--- Stated goal ---
All of the material below is to be restated word for word, apart from the pictures.

--- Available data ---
"""

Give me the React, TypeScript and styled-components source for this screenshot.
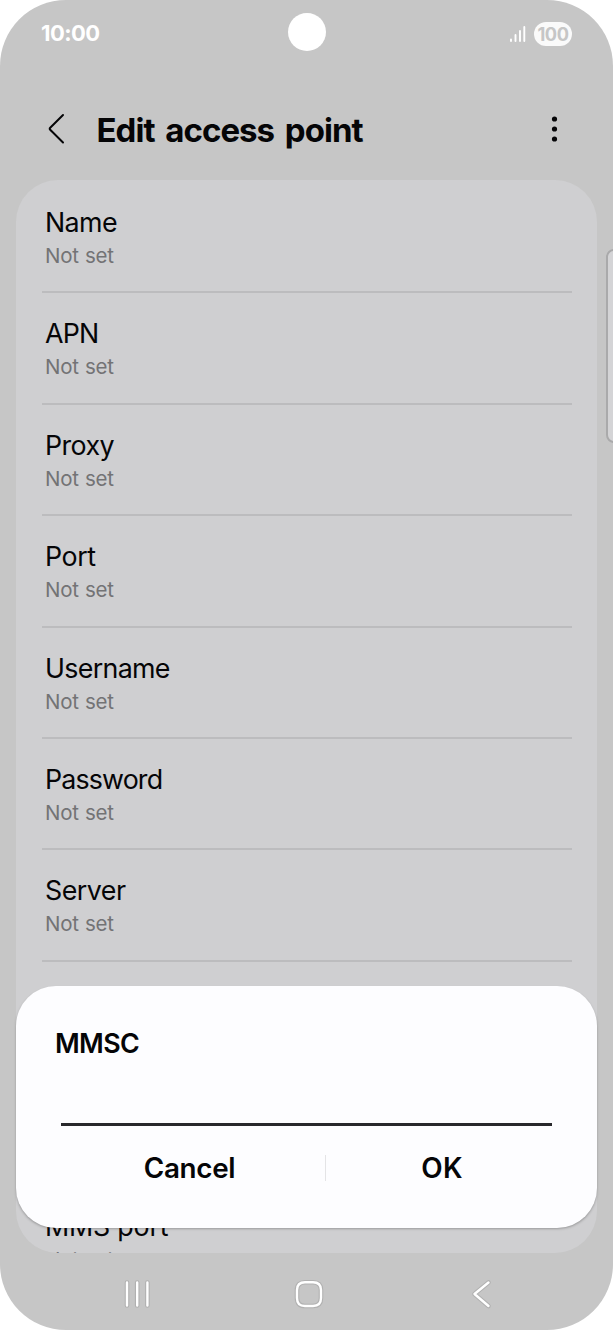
import React from "react";
import styled, { createGlobalStyle } from "styled-components";

const GlobalStyle = createGlobalStyle`
  html, body { margin: 0; background: #fff; }
  *, *::before, *::after { box-sizing: border-box; }
`;

const Screen = styled.div`
  position: relative;
  display: flex;
  flex-direction: column;
  width: 613px;
  height: 1330px;
  overflow: hidden;
  background: #c6c6c6;
  border-radius: 66px;
  font-family: Inter, "Liberation Sans", sans-serif;
  color: #050507;
`;

const StatusBar = styled.header`
  display: grid;
  grid-template-columns: 1fr auto 1fr;
  align-items: center;
  height: 64px;
  padding: 3px 41px 0;
  color: #fff;
`;

const Clock = styled.time`
  margin-top: -1px;
  font-size: 22px;
  font-weight: 700;
  line-height: 24px;
  letter-spacing: -0.55px;
`;

const Camera = styled.div`
  width: 38px;
  height: 38px;
  margin-top: -3px;
  border-radius: 50%;
  background: #fff;
`;

const StatusIcons = styled.div`
  display: flex;
  justify-content: flex-end;
  align-items: center;
  gap: 8px;
`;

const Battery = styled.span`
  display: flex;
  justify-content: center;
  align-items: center;
  width: 38px;
  height: 24px;
  border-radius: 12px;
  background: #fafafa;
  color: #c6c6c6;
  font-size: 18.2px;
  font-weight: 700;
  letter-spacing: -0.4px;
`;

const TitleBar = styled.div`
  display: flex;
  align-items: center;
  height: 116px;
  padding: 14px 49px 0 46px;
`;

const Title = styled.h1`
  flex: 1;
  margin: 2px 0 0 30.5px;
  font-size: 33px;
  font-weight: 700;
  line-height: 40px;
  letter-spacing: -0.95px;
  word-spacing: 3.8px;
  white-space: nowrap;
`;

const List = styled.ul`
  flex: none;
  height: 1073px;
  margin: 0 16px;
  padding: 2.1px 25.5px 0;
  overflow: hidden;
  list-style: none;
  border-radius: 42px;
  background: #cfcfd1;
`;

const Item = styled.li`
  height: 111.4px;
  padding: 23px 4px 0 3.5px;
  border-bottom: 2px solid #bcbcbe;

  &:last-child {
    padding-top: 24px;
  }
`;

const Label = styled.div<{ $track: number }>`
  font-size: 26.8px;
  line-height: 34px;
  letter-spacing: ${(p) => p.$track}px;
  white-space: nowrap;
`;

const Value = styled.div`
  margin-top: 3px;
  font-size: 20.5px;
  line-height: 28px;
  letter-spacing: -0.25px;
  word-spacing: 0.8px;
  color: #737375;
`;

const EdgeHandle = styled.div`
  position: absolute;
  top: 249px;
  right: -10px;
  width: 17px;
  height: 194px;
  border: 2px solid #aaaaab;
  border-radius: 8px;
  background: #d4d4d6;
`;

const Dialog = styled.section`
  position: absolute;
  left: 16px;
  right: 16px;
  top: 985.7px;
  height: 242px;
  padding: 40.3px 39px 0;
  border-radius: 40px;
  background: #fdfdff;
  box-shadow: 0 1.5px 2.5px -0.5px rgba(0, 0, 0, 0.26);
`;

const DialogTitle = styled.h2`
  margin: 0;
  font-size: 26.8px;
  font-weight: 600;
  line-height: 35px;
  letter-spacing: -0.6px;
`;

const Field = styled.input`
  display: block;
  width: 491px;
  height: 65px;
  margin: 0 0 0 6px;
  padding: 0;
  border: 0;
  border-bottom: 3px solid #28282c;
  background: transparent;
  font: inherit;
  outline: none;
`;

const Actions = styled.div`
  display: flex;
  align-items: center;
  margin: 23px -3px 0 -1px;
  height: 38px;
`;

const Action = styled.button<{ $width: number; $track: number }>`
  width: ${(p) => p.$width}px;
  padding: 0;
  border: 0;
  background: none;
  color: inherit;
  font-family: inherit;
  font-size: 27.8px;
  font-weight: 600;
  line-height: 38px;
  letter-spacing: ${(p) => p.$track}px;
`;

const ActionDivider = styled.div`
  width: 1px;
  height: 26px;
  background: #e4e4e6;
`;

const NavBar = styled.nav`
  position: absolute;
  left: 0;
  right: 0;
  bottom: 0;
  display: flex;
  justify-content: space-between;
  align-items: center;
  height: 72px;
  padding: 0 116px 0 121px;
  fill: none;
  stroke-linecap: round;
  stroke-linejoin: round;
`;

const NavIcon = ({ d }: { d: string }) => (
  <svg width="32" height="32" viewBox="0 0 32 32">
    <path d={d} stroke="#b1b1b1" strokeWidth="4.6" />
    <path d={d} stroke="#fff" strokeWidth="2.4" />
  </svg>
);

const settings = [
  { label: "Name", track: -0.6 },
  { label: "APN", track: -0.8 },
  { label: "Proxy", track: -0.6 },
  { label: "Port", track: -0.4 },
  { label: "Username", track: -0.68 },
  { label: "Password", track: -0.85 },
  { label: "Server", track: -0.5 },
  { label: "MMSC", track: -0.3 },
  { label: "MMS proxy", track: -0.3 },
  { label: "MMS port", track: -0.2 },
];

export default function App() {
  return (
    <>
      <GlobalStyle />
      <Screen>
        <StatusBar>
          <Clock>10:00</Clock>
          <Camera />
          <StatusIcons>
            <svg width="17" height="18" viewBox="0 0 17 18" stroke="#fff" strokeWidth="1.9" strokeLinecap="round">
              <path d="M2 14.5V16M6.5 10V16M11 6V16M15.3 2V16" />
            </svg>
            <Battery>100</Battery>
          </StatusIcons>
        </StatusBar>
        <TitleBar>
          <svg width="20" height="32" viewBox="0 0 20 32" fill="none" stroke="#050507" strokeWidth="2" strokeLinecap="round" strokeLinejoin="round">
            <path d="M17 2L4.2 14.8Q3.2 15.8 4.2 16.8L17 29.5" />
          </svg>
          <Title>Edit access point</Title>
          <svg width="20" height="30" viewBox="0 0 20 30" fill="#050507">
            <circle cx="10.5" cy="5" r="2.6" />
            <circle cx="10.5" cy="15" r="2.6" />
            <circle cx="10.5" cy="25" r="2.6" />
          </svg>
        </TitleBar>
        <List>
          {settings.map((s) => (
            <Item key={s.label}>
              <Label $track={s.track}>{s.label}</Label>
              <Value>Not set</Value>
            </Item>
          ))}
        </List>
        <EdgeHandle />
        <Dialog role="dialog" aria-label="MMSC">
          <DialogTitle>MMSC</DialogTitle>
          <Field aria-label="MMSC" />
          <Actions>
            <Action $width={271} $track={-0.3}>Cancel</Action>
            <ActionDivider />
            <Action $width={232} $track={0.2}>OK</Action>
          </Actions>
        </Dialog>
        <NavBar>
          <NavIcon d="M6 4.5V27.5M16.2 4.5V27.5M26.4 4.5V27.5" />
          <NavIcon d="M12 4.2H20Q28 4.2 28 12V20Q28 28 20 28H12Q4 28 4 20V12Q4 4.2 12 4.2Z" />
          <NavIcon d="M23.5 4.5L9.5 16L23.5 28" />
        </NavBar>
      </Screen>
    </>
  );
}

"""

--- Result of the exercise ---
Give me the React, TypeScript and styled-components source for this screenshot.
import React from "react";
import styled, { createGlobalStyle } from "styled-components";

const GlobalStyle = createGlobalStyle`
  html, body { margin: 0; background: #fff; }
  *, *::before, *::after { box-sizing: border-box; }
`;

const Screen = styled.div`
  position: relative;
  display: flex;
  flex-direction: column;
  width: 613px;
  height: 1330px;
  overflow: hidden;
  background: #c6c6c6;
  border-radius: 66px;
  font-family: Inter, "Liberation Sans", sans-serif;
  color: #050507;
`;

const StatusBar = styled.header`
  display: grid;
  grid-template-columns: 1fr auto 1fr;
  align-items: center;
  height: 64px;
  padding: 3px 41px 0;
  color: #fff;
`;

const Clock = styled.time`
  margin-top: -1px;
  font-size: 22px;
  font-weight: 700;
  line-height: 24px;
  letter-spacing: -0.55px;
`;

const Camera = styled.div`
  width: 38px;
  height: 38px;
  margin-top: -3px;
  border-radius: 50%;
  background: #fff;
`;

const StatusIcons = styled.div`
  display: flex;
  justify-content: flex-end;
  align-items: center;
  gap: 8px;
`;

const Battery = styled.span`
  display: flex;
  justify-content: center;
  align-items: center;
  width: 38px;
  height: 24px;
  border-radius: 12px;
  background: #fafafa;
  color: #c6c6c6;
  font-size: 18.2px;
  font-weight: 700;
  letter-spacing: -0.4px;
`;

const TitleBar = styled.div`
  display: flex;
  align-items: center;
  height: 116px;
  padding: 14px 49px 0 46px;
`;

const Title = styled.h1`
  flex: 1;
  margin: 2px 0 0 30.5px;
  font-size: 33px;
  font-weight: 700;
  line-height: 40px;
  letter-spacing: -0.95px;
  word-spacing: 3.8px;
  white-space: nowrap;
`;

const List = styled.ul`
  flex: none;
  height: 1073px;
  margin: 0 16px;
  padding: 2.1px 25.5px 0;
  overflow: hidden;
  list-style: none;
  border-radius: 42px;
  background: #cfcfd1;
`;

const Item = styled.li`
  height: 111.4px;
  padding: 23px 4px 0 3.5px;
  border-bottom: 2px solid #bcbcbe;

  &:last-child {
    padding-top: 24px;
  }
`;

const Label = styled.div<{ $track: number }>`
  font-size: 26.8px;
  line-height: 34px;
  letter-spacing: ${(p) => p.$track}px;
  white-space: nowrap;
`;

const Value = styled.div`
  margin-top: 3px;
  font-size: 20.5px;
  line-height: 28px;
  letter-spacing: -0.25px;
  word-spacing: 0.8px;
  color: #737375;
`;

const EdgeHandle = styled.div`
  position: absolute;
  top: 249px;
  right: -10px;
  width: 17px;
  height: 194px;
  border: 2px solid #aaaaab;
  border-radius: 8px;
  background: #d4d4d6;
`;

const Dialog = styled.section`
  position: absolute;
  left: 16px;
  right: 16px;
  top: 985.7px;
  height: 242px;
  padding: 40.3px 39px 0;
  border-radius: 40px;
  background: #fdfdff;
  box-shadow: 0 1.5px 2.5px -0.5px rgba(0, 0, 0, 0.26);
`;

const DialogTitle = styled.h2`
  margin: 0;
  font-size: 26.8px;
  font-weight: 600;
  line-height: 35px;
  letter-spacing: -0.6px;
`;

const Field = styled.input`
  display: block;
  width: 491px;
  height: 65px;
  margin: 0 0 0 6px;
  padding: 0;
  border: 0;
  border-bottom: 3px solid #28282c;
  background: transparent;
  font: inherit;
  outline: none;
`;

const Actions = styled.div`
  display: flex;
  align-items: center;
  margin: 23px -3px 0 -1px;
  height: 38px;
`;

const Action = styled.button<{ $width: number; $track: number }>`
  width: ${(p) => p.$width}px;
  padding: 0;
  border: 0;
  background: none;
  color: inherit;
  font-family: inherit;
  font-size: 27.8px;
  font-weight: 600;
  line-height: 38px;
  letter-spacing: ${(p) => p.$track}px;
`;

const ActionDivider = styled.div`
  width: 1px;
  height: 26px;
  background: #e4e4e6;
`;

const NavBar = styled.nav`
  position: absolute;
  left: 0;
  right: 0;
  bottom: 0;
  display: flex;
  justify-content: space-between;
  align-items: center;
  height: 72px;
  padding: 0 116px 0 121px;
  fill: none;
  stroke-linecap: round;
  stroke-linejoin: round;
`;

const NavIcon = ({ d }: { d: string }) => (
  <svg width="32" height="32" viewBox="0 0 32 32">
    <path d={d} stroke="#b1b1b1" strokeWidth="4.6" />
    <path d={d} stroke="#fff" strokeWidth="2.4" />
  </svg>
);

const settings = [
  { label: "Name", track: -0.6 },
  { label: "APN", track: -0.8 },
  { label: "Proxy", track: -0.6 },
  { label: "Port", track: -0.4 },
  { label: "Username", track: -0.68 },
  { label: "Password", track: -0.85 },
  { label: "Server", track: -0.5 },
  { label: "MMSC", track: -0.3 },
  { label: "MMS proxy", track: -0.3 },
  { label: "MMS port", track: -0.2 },
];

export default function App() {
  return (
    <>
      <GlobalStyle />
      <Screen>
        <StatusBar>
          <Clock>10:00</Clock>
          <Camera />
          <StatusIcons>
            <svg width="17" height="18" viewBox="0 0 17 18" stroke="#fff" strokeWidth="1.9" strokeLinecap="round">
              <path d="M2 14.5V16M6.5 10V16M11 6V16M15.3 2V16" />
            </svg>
            <Battery>100</Battery>
          </StatusIcons>
        </StatusBar>
        <TitleBar>
          <svg width="20" height="32" viewBox="0 0 20 32" fill="none" stroke="#050507" strokeWidth="2" strokeLinecap="round" strokeLinejoin="round">
            <path d="M17 2L4.2 14.8Q3.2 15.8 4.2 16.8L17 29.5" />
          </svg>
          <Title>Edit access point</Title>
          <svg width="20" height="30" viewBox="0 0 20 30" fill="#050507">
            <circle cx="10.5" cy="5" r="2.6" />
            <circle cx="10.5" cy="15" r="2.6" />
            <circle cx="10.5" cy="25" r="2.6" />
          </svg>
        </TitleBar>
        <List>
          {settings.map((s) => (
            <Item key={s.label}>
              <Label $track={s.track}>{s.label}</Label>
              <Value>Not set</Value>
            </Item>
          ))}
        </List>
        <EdgeHandle />
        <Dialog role="dialog" aria-label="MMSC">
          <DialogTitle>MMSC</DialogTitle>
          <Field aria-label="MMSC" />
          <Actions>
            <Action $width={271} $track={-0.3}>Cancel</Action>
            <ActionDivider />
            <Action $width={232} $track={0.2}>OK</Action>
          </Actions>
        </Dialog>
        <NavBar>
          <NavIcon d="M6 4.5V27.5M16.2 4.5V27.5M26.4 4.5V27.5" />
          <NavIcon d="M12 4.2H20Q28 4.2 28 12V20Q28 28 20 28H12Q4 28 4 20V12Q4 4.2 12 4.2Z" />
          <NavIcon d="M23.5 4.5L9.5 16L23.5 28" />
        </NavBar>
      </Screen>
    </>
  );
}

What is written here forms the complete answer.